In [2]:
# Import basic libraries
import pandas as pd
import numpy as np

In [3]:
# Import datasets
movies = pd.read_csv("../data/processed/movies_enriched.csv")
ratings = pd.read_csv("../data/processed/ratings.csv")

In [4]:

# def clean_text(x):
#     if isinstance(x, str):
#         return x.replace(" ", "").lower()
#     return ""

# Combines all relevant text into one string for vectorization
movies["combined"] = (
    movies["genres"].fillna("") + " " +
    movies["keywords"].fillna("") + " " +
    movies["overview"].fillna("") + " " +
    movies["directors"].fillna("") + " " +
    movies["actors"].fillna("")
)

In [8]:
from sklearn.feature_extraction.text import TfidfVectorizer

# Vectorize combined text into a sparse matrix
tfidf = TfidfVectorizer(max_features=5000, stop_words="english")
tfidf_matrix = tfidf.fit_transform(movies["combined"])

import pickle

# Save the TF-IDF vectorizer
with open("../model/tfidf.pkl", "wb") as f:
    pickle.dump(tfidf, f)

# Save the matrix
from scipy import sparse
sparse.save_npz("../model/tfidf_matrix.npz", tfidf_matrix)

In [6]:
from sklearn.metrics.pairwise import cosine_similarity

# Create a mapping for movie name to index in matrix
indices = pd.Series(movies.index, index=movies["title"])

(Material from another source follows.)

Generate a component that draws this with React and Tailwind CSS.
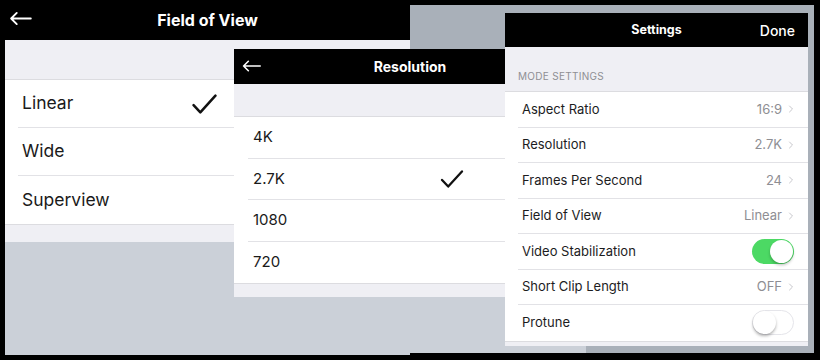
import { ChevronRight } from 'lucide-react'

const font = { fontFamily: 'Inter, "Noto Sans", sans-serif' }

const BackArrow = ({ className }) => (
  <svg className={className} viewBox="0 0 24 16" fill="none" stroke="white" strokeWidth="2" strokeLinecap="round" strokeLinejoin="round">
    <path d="M23 8H2M8 2L2 8l6 6" />
  </svg>
)

const Check = ({ className }) => (
  <svg className={className} viewBox="0 0 24 19" fill="none" stroke="#111" strokeWidth="2.4" strokeLinecap="round" strokeLinejoin="round">
    <path d="M1.5 10.5l6.5 7L22.5 1.5" />
  </svg>
)

const Toggle = ({ on }) => (
  <div
    className={
      on
        ? 'relative w-[42px] h-[25px] rounded-full bg-[#4cd964]'
        : 'relative w-[42px] h-[25px] rounded-full bg-white border border-[#e5e5ea]'
    }
  >
    <div
      className={
        on
          ? 'absolute top-[1px] right-[1px] w-[23px] h-[23px] rounded-full bg-white shadow-[0_2px_3px_rgba(0,0,0,0.25)]'
          : 'absolute top-0 left-0 w-[23px] h-[23px] rounded-full bg-white shadow-[0_2px_3px_rgba(0,0,0,0.3)]'
      }
    />
  </div>
)

const fovRows = [
  { label: 'Linear', checked: true },
  { label: 'Wide' },
  { label: 'Superview' },
]

const resRows = [
  { label: '4K' },
  { label: '2.7K', checked: true },
  { label: '1080' },
  { label: '720' },
]

const settingRows = [
  { label: 'Aspect Ratio', value: '16:9' },
  { label: 'Resolution', value: '2.7K' },
  { label: 'Frames Per Second', value: '24' },
  { label: 'Field of View', value: 'Linear' },
  { label: 'Video Stabilization', toggle: true, on: true },
  { label: 'Short Clip Length', value: 'OFF' },
  { label: 'Protune', toggle: true, on: false },
]

export default function App() {
  return (
    <div className="relative w-[820px] h-[360px] bg-black overflow-hidden" style={font}>
      {/* Field of View screenshot */}
      <div className="absolute left-[5px] top-0 w-[405px] h-[355px] bg-[#cbd0d8] flex flex-col">
        <div className="relative h-[40px] bg-black flex items-center justify-center shrink-0">
          <BackArrow className="absolute left-[4px] top-[11px] w-[23px] h-[15px]" />
          <span className="text-white font-bold text-[16px]">Field of View</span>
        </div>
        <div className="h-[40px] bg-[#efeff4] border-b border-[#dcdce0] shrink-0" />
        <div className="bg-white">
          {fovRows.map((r, i) => (
            <div key={r.label} className="pl-[13px]">
              <div
                className={
                  i < fovRows.length - 1
                    ? 'h-[48px] flex items-center justify-between border-b border-[#e2e2e6] pr-[193px]'
                    : 'h-[48px] flex items-center justify-between pr-[193px]'
                }
              >
                <span className="pl-[4px] text-[17.5px] text-[#1a1a1a]">{r.label}</span>
                {r.checked && <Check className="w-[25px] h-[20px]" />}
              </div>
            </div>
          ))}
        </div>
        <div className="h-[18px] bg-[#efeff4] border-t border-[#dcdce0] shrink-0" />
      </div>

      {/* dimmed backdrop of the settings screenshot */}
      <div className="absolute left-[410px] top-[5px] w-[404px] h-[348px] bg-[#a9b0b9]" />

      {/* Resolution screenshot */}
      <div className="absolute left-[234px] top-[49px] w-[352px] h-[304px] bg-[#cbd0d8] flex flex-col">
        <div className="relative h-[35px] bg-black flex items-center justify-center shrink-0">
          <BackArrow className="absolute left-[8px] top-[10px] w-[19px] h-[14px]" />
          <span className="text-white font-bold text-[14px]">Resolution</span>
        </div>
        <div className="h-[33px] bg-[#efeff4] border-b border-[#dcdce0] shrink-0" />
        <div className="bg-white">
          {resRows.map((r, i) => (
            <div key={r.label} className="pl-[14px]">
              <div
                className={
                  i < resRows.length - 1
                    ? 'h-[41.5px] flex items-center justify-between border-b border-[#e2e2e6] pr-[122px]'
                    : 'h-[41.5px] flex items-center justify-between pr-[122px]'
                }
              >
                <span className="pl-[5px] text-[15px] text-[#1a1a1a]">{r.label}</span>
                {r.checked && <Check className="w-[24px] h-[18px]" />}
              </div>
            </div>
          ))}
        </div>
        <div className="h-[14px] bg-[#efeff4] border-t border-[#dcdce0] shrink-0" />
      </div>

      {/* Settings sheet */}
      <div className="absolute left-[505px] top-[13px] w-[303px] h-[333px] bg-[#efeff4] flex flex-col">
        <div className="relative h-[34px] bg-black flex items-center justify-center shrink-0">
          <span className="text-white font-bold text-[12.5px]">Settings</span>
          <span className="absolute right-[13px] text-white text-[14px] font-medium">Done</span>
        </div>
        <div className="h-[45px] flex items-end pb-[7px] pl-[13px] border-b border-[#dcdce0] shrink-0">
          <span className="text-[10px] tracking-[0.3px] text-[#8e8e93]">MODE SETTINGS</span>
        </div>
        <div className="bg-white">
          {settingRows.map((r, i) => (
            <div key={r.label} className="pl-[13px]">
              <div
                className={
                  i < settingRows.length - 1
                    ? 'h-[35.5px] flex items-center justify-between border-b border-[#e2e2e6] pl-[4px] pr-[14px]'
                    : 'h-[35.5px] flex items-center justify-between pl-[4px] pr-[14px]'
                }
              >
                <span className="text-[13px] text-[#1c1c1e]">{r.label}</span>
                {r.toggle ? (
                  <Toggle on={r.on} />
                ) : (
                  <span className="flex items-center gap-[3px] text-[13px] text-[#8e8e93]">
                    {r.value}
                    <ChevronRight className="w-[12px] h-[12px] text-[#c7c7cc] -mr-[3px]" strokeWidth={2} />
                  </span>
                )}
              </div>
            </div>
          ))}
        </div>
        <div className="flex-1 border-t border-[#dcdce0]" />
      </div>
    </div>
  )
}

def recommend_content(title, top_n=10):
    if title not in indices:
        return "Movie not found"
    
    idx = indices[title]

    # Compute cosine similarity only for this movie
    sim_scores = cosine_similarity(
        tfidf_matrix[idx],
        tfidf_matrix
    ).flatten()

    # Get top N similar movies (excluding itself)
    similar_indices = np.argsort(sim_scores)[::-1][1:top_n+1]

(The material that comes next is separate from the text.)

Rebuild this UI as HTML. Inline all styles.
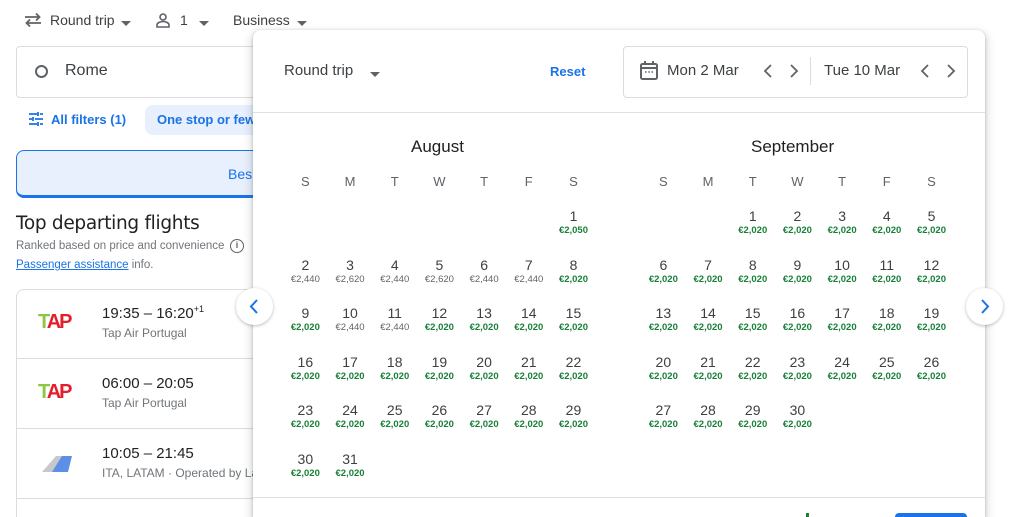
<!DOCTYPE html>
<html style="height:517px;overflow:hidden"><head><meta charset="utf-8"><style>
*{box-sizing:border-box;margin:0;padding:0}
body{width:1024px;height:517px;overflow:hidden;background:#fff;font-family:"Liberation Sans",Arial,sans-serif;color:#3c4043;position:relative}
.a{position:absolute;white-space:nowrap}
.tri{display:inline-block;width:0;height:0;border-left:5px solid transparent;border-right:5px solid transparent;border-top:5px solid #5f6368;vertical-align:middle}
.grid{position:absolute;display:grid;grid-template-columns:repeat(7,44.7px);grid-auto-rows:48.5px;text-align:center}
.n{font-size:14px;color:#3c4043;line-height:16px;display:block}
.p{font-size:9.5px;color:#188038;font-weight:bold;line-height:11px;display:block;margin-top:1px}
.g{color:#5f6368;font-weight:normal}
.wk{position:absolute;display:grid;grid-template-columns:repeat(7,44.7px);text-align:center;font-size:13px;color:#5f6368}
.row{position:absolute;left:16px;width:260px;height:70px;border-bottom:1px solid #dadce0}
</style></head><body>
<svg class="a" style="left:24px;top:12px" width="18" height="16" viewBox="0 0 18 16"><path d="M1 5h14M12 1.5l3.5 3.5-3.5 3.5M17 11H3M6 7.5L2.5 11 6 14.5" fill="none" stroke="#5f6368" stroke-width="1.8"/></svg>
<div class="a" style="left:50px;top:12px;font-size:14px">Round trip</div><div class="a" style="left:121px;top:15px"><span class="tri"></span></div>
<svg class="a" style="left:155px;top:12px" width="16" height="16" viewBox="0 0 16 16"><circle cx="8" cy="5" r="3" fill="none" stroke="#5f6368" stroke-width="1.6"/><path d="M2 15v-2c0-2 3-3.5 6-3.5s6 1.5 6 3.5v2z" fill="none" stroke="#5f6368" stroke-width="1.6"/></svg>
<div class="a" style="left:180px;top:12px;font-size:14px">1</div><div class="a" style="left:199px;top:15px"><span class="tri"></span></div>
<div class="a" style="left:233px;top:12px;font-size:14px">Business</div><div class="a" style="left:297px;top:15px"><span class="tri"></span></div>
<div class="a" style="left:16px;top:46px;width:260px;height:52px;border:1px solid #dadce0;border-radius:4px"></div>
<div class="a" style="left:35px;top:65px;width:13px;height:13px;border:2.5px solid #5f6368;border-radius:50%"></div>
<div class="a" style="left:65px;top:62px;font-size:16px">Rome</div>
<svg class="a" style="left:28px;top:112px" width="16" height="14" viewBox="0 0 16 14"><path d="M1 2h8M12 2h3M1 7h3M7 7h8M1 12h8M12 12h3M10 0v4M5 5v4M10 10v4" stroke="#1a73e8" stroke-width="1.8" fill="none"/></svg>
<div class="a" style="left:51px;top:112px;font-size:13px;color:#1a73e8;font-weight:bold">All filters (1)</div>
<div class="a" style="left:145px;top:105px;width:140px;height:30px;background:#e8f0fe;border-radius:8px"></div>
<div class="a" style="left:157px;top:112px;font-size:13px;color:#1a73e8;font-weight:bold">One stop or few</div>
<div class="a" style="left:16px;top:150px;width:260px;height:48px;background:#e8f0fe;border:1px solid #1a73e8;border-bottom:3px solid #1a73e8;border-radius:8px"></div>
<div class="a" style="left:228px;top:166px;font-size:14px;color:#1a73e8">Bes</div>
<div class="a" style="left:16px;top:213px;font-size:18.5px;color:#202124;font-family:'DejaVu Sans',sans-serif;letter-spacing:-0.3px">Top departing flights</div>
<div class="a" style="left:16px;top:240px;font-size:11.5px;color:#70757a">Ranked based on price and convenience</div>
<div class="a" style="left:230px;top:239px;width:14px;height:14px;border:1.5px solid #5f6368;border-radius:50%;font-size:9px;text-align:center;line-height:11px;color:#5f6368;font-weight:bold">i</div>
<div class="a" style="left:16px;top:259px;font-size:11.5px;color:#70757a"><span style="color:#1a73e8;text-decoration:underline">Passenger assistance</span> info.</div>
<div class="a" style="left:16px;top:289px;width:260px;height:228px;border:1px solid #dadce0;border-bottom:none;border-radius:8px 8px 0 0"></div>
<div class="row" style="top:289px"></div><div class="row" style="top:359px"></div><div class="row" style="top:429px"></div>
<div class="a" style="left:38px;top:311px;font-size:20px;font-weight:900;letter-spacing:-2px"><span style="color:#8dc63f">T</span><span style="color:#e41e2b">AP</span></div>
<div class="a" style="left:38px;top:381px;font-size:20px;font-weight:900;letter-spacing:-2px"><span style="color:#8dc63f">T</span><span style="color:#e41e2b">AP</span></div>
<svg class="a" style="left:40px;top:452px" width="32" height="22" viewBox="0 0 32 22"><path d="M2 20L16 4h12l-10 16z" fill="#c6c8cc"/><path d="M12 20L22 4h10l-4 16z" fill="#5c8fe6"/></svg>
<div class="a" style="left:102px;top:304px;font-size:15px;color:#202124">19:35 – 16:20<sup style="font-size:9px">+1</sup></div>
<div class="a" style="left:102px;top:326px;font-size:12px;color:#70757a">Tap Air Portugal</div>
<div class="a" style="left:102px;top:375px;font-size:15px;color:#202124">06:00 – 20:05</div>
<div class="a" style="left:102px;top:396px;font-size:12px;color:#70757a">Tap Air Portugal</div>
<div class="a" style="left:102px;top:445px;font-size:15px;color:#202124">10:05 – 21:45</div>
<div class="a" style="left:102px;top:466px;font-size:12px;color:#70757a">ITA, LATAM · Operated by Lat</div>
<div class="a" style="left:253px;top:30px;width:732px;height:487px;background:#fff;border-radius:8px 8px 0 0;box-shadow:0 1px 3px rgba(60,64,67,.3),0 4px 8px 3px rgba(60,64,67,.15)"></div>
<div class="a" style="left:253px;top:112px;width:732px;height:1px;background:#e0e0e0"></div>
<div class="a" style="left:253px;top:497px;width:732px;height:1px;background:#e0e0e0"></div>
<div class="a" style="left:284px;top:62px;font-size:15px">Round trip</div><div class="a" style="left:370px;top:66px"><span class="tri"></span></div>
<div class="a" style="left:550px;top:64px;font-size:13px;color:#1a73e8;font-weight:bold">Reset</div>
<div class="a" style="left:623px;top:46px;width:345px;height:52px;border:1px solid #dadce0;border-radius:4px"></div>
<div class="a" style="left:810px;top:57px;width:1px;height:28px;background:#dadce0"></div>
<svg class="a" style="left:640px;top:61px" width="18" height="19" viewBox="0 0 18 19"><rect x="1" y="3" width="16" height="15" rx="1.5" fill="none" stroke="#5f6368" stroke-width="2"/><path d="M1 7h16M5 0v4M13 0v4" stroke="#5f6368" stroke-width="2"/><path d="M5 11h1.5M8.3 11h1.5M11.5 11h1.5" stroke="#5f6368" stroke-width="1.5"/></svg>
<div class="a" style="left:667px;top:62px;font-size:15px">Mon 2 Mar</div>
<div class="a" style="left:824px;top:62px;font-size:15px">Tue 10 Mar</div>
<svg class="a" style="left:763px;top:64px" width="40" height="14" viewBox="0 0 40 14"><path d="M8 1L2 7l6 6M28 1l6 6-6 6" fill="none" stroke="#5f6368" stroke-width="1.8"/></svg>
<svg class="a" style="left:920px;top:64px" width="40" height="14" viewBox="0 0 40 14"><path d="M8 1L2 7l6 6M28 1l6 6-6 6" fill="none" stroke="#5f6368" stroke-width="1.8"/></svg>
<div class="a" style="left:411px;top:137px;font-size:17px;color:#202124">August</div>
<div class="a" style="left:751px;top:137px;font-size:17px;color:#202124">September</div>
<div class="wk" style="left:283px;top:174px"><div>S</div><div>M</div><div>T</div><div>W</div><div>T</div><div>F</div><div>S</div></div>
<div class="wk" style="left:641px;top:174px"><div>S</div><div>M</div><div>T</div><div>W</div><div>T</div><div>F</div><div>S</div></div>
<div class="grid" style="left:283px;top:208px">
<div></div><div></div><div></div><div></div><div></div><div></div><div><span class="n">1</span><span class="p">€2,050</span></div>
<div><span class="n">2</span><span class="p g">€2,440</span></div><div><span class="n">3</span><span class="p g">€2,620</span></div><div><span class="n">4</span><span class="p g">€2,440</span></div><div><span class="n">5</span><span class="p g">€2,620</span></div><div><span class="n">6</span><span class="p g">€2,440</span></div><div><span class="n">7</span><span class="p g">€2,440</span></div><div><span class="n">8</span><span class="p">€2,020</span></div>
<div><span class="n">9</span><span class="p">€2,020</span></div><div><span class="n">10</span><span class="p g">€2,440</span></div><div><span class="n">11</span><span class="p g">€2,440</span></div><div><span class="n">12</span><span class="p">€2,020</span></div><div><span class="n">13</span><span class="p">€2,020</span></div><div><span class="n">14</span><span class="p">€2,020</span></div><div><span class="n">15</span><span class="p">€2,020</span></div>
<div><span class="n">16</span><span class="p">€2,020</span></div><div><span class="n">17</span><span class="p">€2,020</span></div><div><span class="n">18</span><span class="p">€2,020</span></div><div><span class="n">19</span><span class="p">€2,020</span></div><div><span class="n">20</span><span class="p">€2,020</span></div><div><span class="n">21</span><span class="p">€2,020</span></div><div><span class="n">22</span><span class="p">€2,020</span></div>
<div><span class="n">23</span><span class="p">€2,020</span></div><div><span class="n">24</span><span class="p">€2,020</span></div><div><span class="n">25</span><span class="p">€2,020</span></div><div><span class="n">26</span><span class="p">€2,020</span></div><div><span class="n">27</span><span class="p">€2,020</span></div><div><span class="n">28</span><span class="p">€2,020</span></div><div><span class="n">29</span><span class="p">€2,020</span></div>
<div><span class="n">30</span><span class="p">€2,020</span></div><div><span class="n">31</span><span class="p">€2,020</span></div>
</div>
<div class="grid" style="left:641px;top:208px">
<div></div><div></div><div><span class="n">1</span><span class="p">€2,020</span></div><div><span class="n">2</span><span class="p">€2,020</span></div><div><span class="n">3</span><span class="p">€2,020</span></div><div><span class="n">4</span><span class="p">€2,020</span></div><div><span class="n">5</span><span class="p">€2,020</span></div>
<div><span class="n">6</span><span class="p">€2,020</span></div><div><span class="n">7</span><span class="p">€2,020</span></div><div><span class="n">8</span><span class="p">€2,020</span></div><div><span class="n">9</span><span class="p">€2,020</span></div><div><span class="n">10</span><span class="p">€2,020</span></div><div><span class="n">11</span><span class="p">€2,020</span></div><div><span class="n">12</span><span class="p">€2,020</span></div>
<div><span class="n">13</span><span class="p">€2,020</span></div><div><span class="n">14</span><span class="p">€2,020</span></div><div><span class="n">15</span><span class="p">€2,020</span></div><div><span class="n">16</span><span class="p">€2,020</span></div><div><span class="n">17</span><span class="p">€2,020</span></div><div><span class="n">18</span><span class="p">€2,020</span></div><div><span class="n">19</span><span class="p">€2,020</span></div>
<div><span class="n">20</span><span class="p">€2,020</span></div><div><span class="n">21</span><span class="p">€2,020</span></div><div><span class="n">22</span><span class="p">€2,020</span></div><div><span class="n">23</span><span class="p">€2,020</span></div><div><span class="n">24</span><span class="p">€2,020</span></div><div><span class="n">25</span><span class="p">€2,020</span></div><div><span class="n">26</span><span class="p">€2,020</span></div>
<div><span class="n">27</span><span class="p">€2,020</span></div><div><span class="n">28</span><span class="p">€2,020</span></div><div><span class="n">29</span><span class="p">€2,020</span></div><div><span class="n">30</span><span class="p">€2,020</span></div>
</div>
<div class="a" style="left:236px;top:288px;width:37px;height:37px;border-radius:50%;background:#fff;box-shadow:0 1px 3px rgba(60,64,67,.35)"></div>
<svg class="a" style="left:248px;top:298px" width="12" height="17" viewBox="0 0 12 17"><path d="M9 2L3 8.5 9 15" fill="none" stroke="#1a73e8" stroke-width="2"/></svg>
<div class="a" style="left:966px;top:288px;width:37px;height:37px;border-radius:50%;background:#fff;box-shadow:0 1px 3px rgba(60,64,67,.35)"></div>
<svg class="a" style="left:979px;top:298px" width="12" height="17" viewBox="0 0 12 17"><path d="M3 2l6 6.5L3 15" fill="none" stroke="#1a73e8" stroke-width="2"/></svg>
<div class="a" style="left:895px;top:513px;width:72px;height:4px;border-radius:10px 10px 0 0;background:#1a73e8"></div>
<div class="a" style="left:806px;top:513px;width:3px;height:4px;background:#188038"></div>
</body></html>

    return movies.iloc[similar_indices][["title"]]

In [7]:
from surprise import SVD, Dataset, Reader

reader = Reader(rating_scale=(0.5, 5))
data = Dataset.load_from_df(ratings[["userId", "movieId", "rating"]], reader)

trainset = data.build_full_trainset()

model = SVD(n_factors=100, n_epochs=20, random_state=42)
model.fit(trainset)

KeyboardInterrupt: 

In [None]:
# model.predict(user_id, movie_id)

In [None]:
def recommend_hybrid(user_id, title, top_n=10, alpha=0.5):
    if title not in indices:
        return "Movie not found"

    idx = indices[title]

    # Content similarity (on demand)
    sim_scores = cosine_similarity(
        tfidf_matrix[idx],
        tfidf_matrix
    ).flatten()

    # Get candidate movies
    candidate_indices = np.argsort(sim_scores)[::-1][1:top_n*5]

    scores = []

    for i in candidate_indices:
        movie_id = movies.iloc[i]["movieId"]

        collab_score = model.predict(user_id, movie_id).est
        content_score = sim_scores[i]

        final_score = alpha * content_score + (1 - alpha) * collab_score
        scores.append((i, final_score))

    scores = sorted(scores, key=lambda x: x[1], reverse=True)[:top_n]

    movie_indices = [i[0] for i in scores]

    return movies.iloc[movie_indices][["title"]]

In [None]:
# Save TF-IDF
pickle.dump(tfidf, open("../model/tfidf.pkl", "wb"))

# Save SVD model
pickle.dump(model, open("../model/svd_model.pkl", "wb"))

# Save movie index mapping
pickle.dump(indices, open("../model/indices.pkl", "wb"))


NameError: name 'tfidf' is not defined

In [None]:
# from surprise.model_selection import cross_validate

# cross_validate(model, data, measures=["RMSE"], cv=5)